Task description:
Take the material below and retype it in full; pictures are left out.

···

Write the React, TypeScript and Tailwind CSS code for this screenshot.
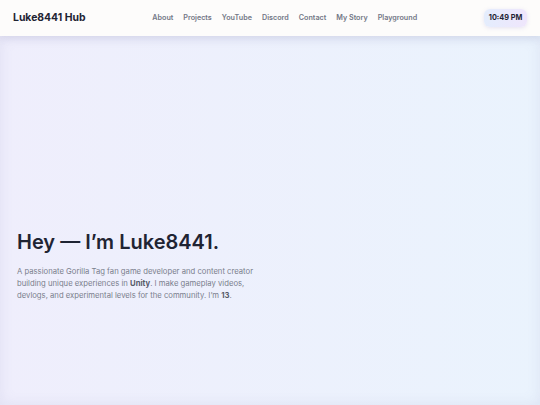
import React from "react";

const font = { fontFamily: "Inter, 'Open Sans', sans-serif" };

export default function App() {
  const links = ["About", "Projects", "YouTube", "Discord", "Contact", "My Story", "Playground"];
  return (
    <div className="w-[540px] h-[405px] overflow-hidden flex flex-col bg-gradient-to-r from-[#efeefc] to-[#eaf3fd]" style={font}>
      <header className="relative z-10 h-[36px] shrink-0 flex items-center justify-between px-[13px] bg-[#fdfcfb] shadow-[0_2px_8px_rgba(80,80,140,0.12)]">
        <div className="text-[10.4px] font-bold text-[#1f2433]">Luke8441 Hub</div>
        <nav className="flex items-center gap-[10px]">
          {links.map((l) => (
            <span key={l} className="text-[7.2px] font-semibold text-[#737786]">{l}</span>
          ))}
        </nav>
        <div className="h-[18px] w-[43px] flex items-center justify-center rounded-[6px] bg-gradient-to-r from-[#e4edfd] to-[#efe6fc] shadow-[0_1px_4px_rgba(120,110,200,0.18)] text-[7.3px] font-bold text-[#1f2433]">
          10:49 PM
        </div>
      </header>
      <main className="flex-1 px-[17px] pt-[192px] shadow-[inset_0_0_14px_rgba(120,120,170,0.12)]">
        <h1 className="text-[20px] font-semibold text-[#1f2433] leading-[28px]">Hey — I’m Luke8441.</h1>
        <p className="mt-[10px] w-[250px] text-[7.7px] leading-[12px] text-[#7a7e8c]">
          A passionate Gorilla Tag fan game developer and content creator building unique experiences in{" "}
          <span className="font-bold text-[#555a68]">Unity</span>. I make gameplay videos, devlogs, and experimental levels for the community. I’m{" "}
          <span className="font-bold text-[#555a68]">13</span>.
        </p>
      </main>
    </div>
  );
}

···

Task response:
Write the React, TypeScript and Tailwind CSS code for this screenshot.
import React from "react";

const font = { fontFamily: "Inter, 'Open Sans', sans-serif" };

export default function App() {
  const links = ["About", "Projects", "YouTube", "Discord", "Contact", "My Story", "Playground"];
  return (
    <div className="w-[540px] h-[405px] overflow-hidden flex flex-col bg-gradient-to-r from-[#efeefc] to-[#eaf3fd]" style={font}>
      <header className="relative z-10 h-[36px] shrink-0 flex items-center justify-between px-[13px] bg-[#fdfcfb] shadow-[0_2px_8px_rgba(80,80,140,0.12)]">
        <div className="text-[10.4px] font-bold text-[#1f2433]">Luke8441 Hub</div>
        <nav className="flex items-center gap-[10px]">
          {links.map((l) => (
            <span key={l} className="text-[7.2px] font-semibold text-[#737786]">{l}</span>
          ))}
        </nav>
        <div className="h-[18px] w-[43px] flex items-center justify-center rounded-[6px] bg-gradient-to-r from-[#e4edfd] to-[#efe6fc] shadow-[0_1px_4px_rgba(120,110,200,0.18)] text-[7.3px] font-bold text-[#1f2433]">
          10:49 PM
        </div>
      </header>
      <main className="flex-1 px-[17px] pt-[192px] shadow-[inset_0_0_14px_rgba(120,120,170,0.12)]">
        <h1 className="text-[20px] font-semibold text-[#1f2433] leading-[28px]">Hey — I’m Luke8441.</h1>
        <p className="mt-[10px] w-[250px] text-[7.7px] leading-[12px] text-[#7a7e8c]">
          A passionate Gorilla Tag fan game developer and content creator building unique experiences in{" "}
          <span className="font-bold text-[#555a68]">Unity</span>. I make gameplay videos, devlogs, and experimental levels for the community. I’m{" "}
          <span className="font-bold text-[#555a68]">13</span>.
        </p>
      </main>
    </div>
  );
}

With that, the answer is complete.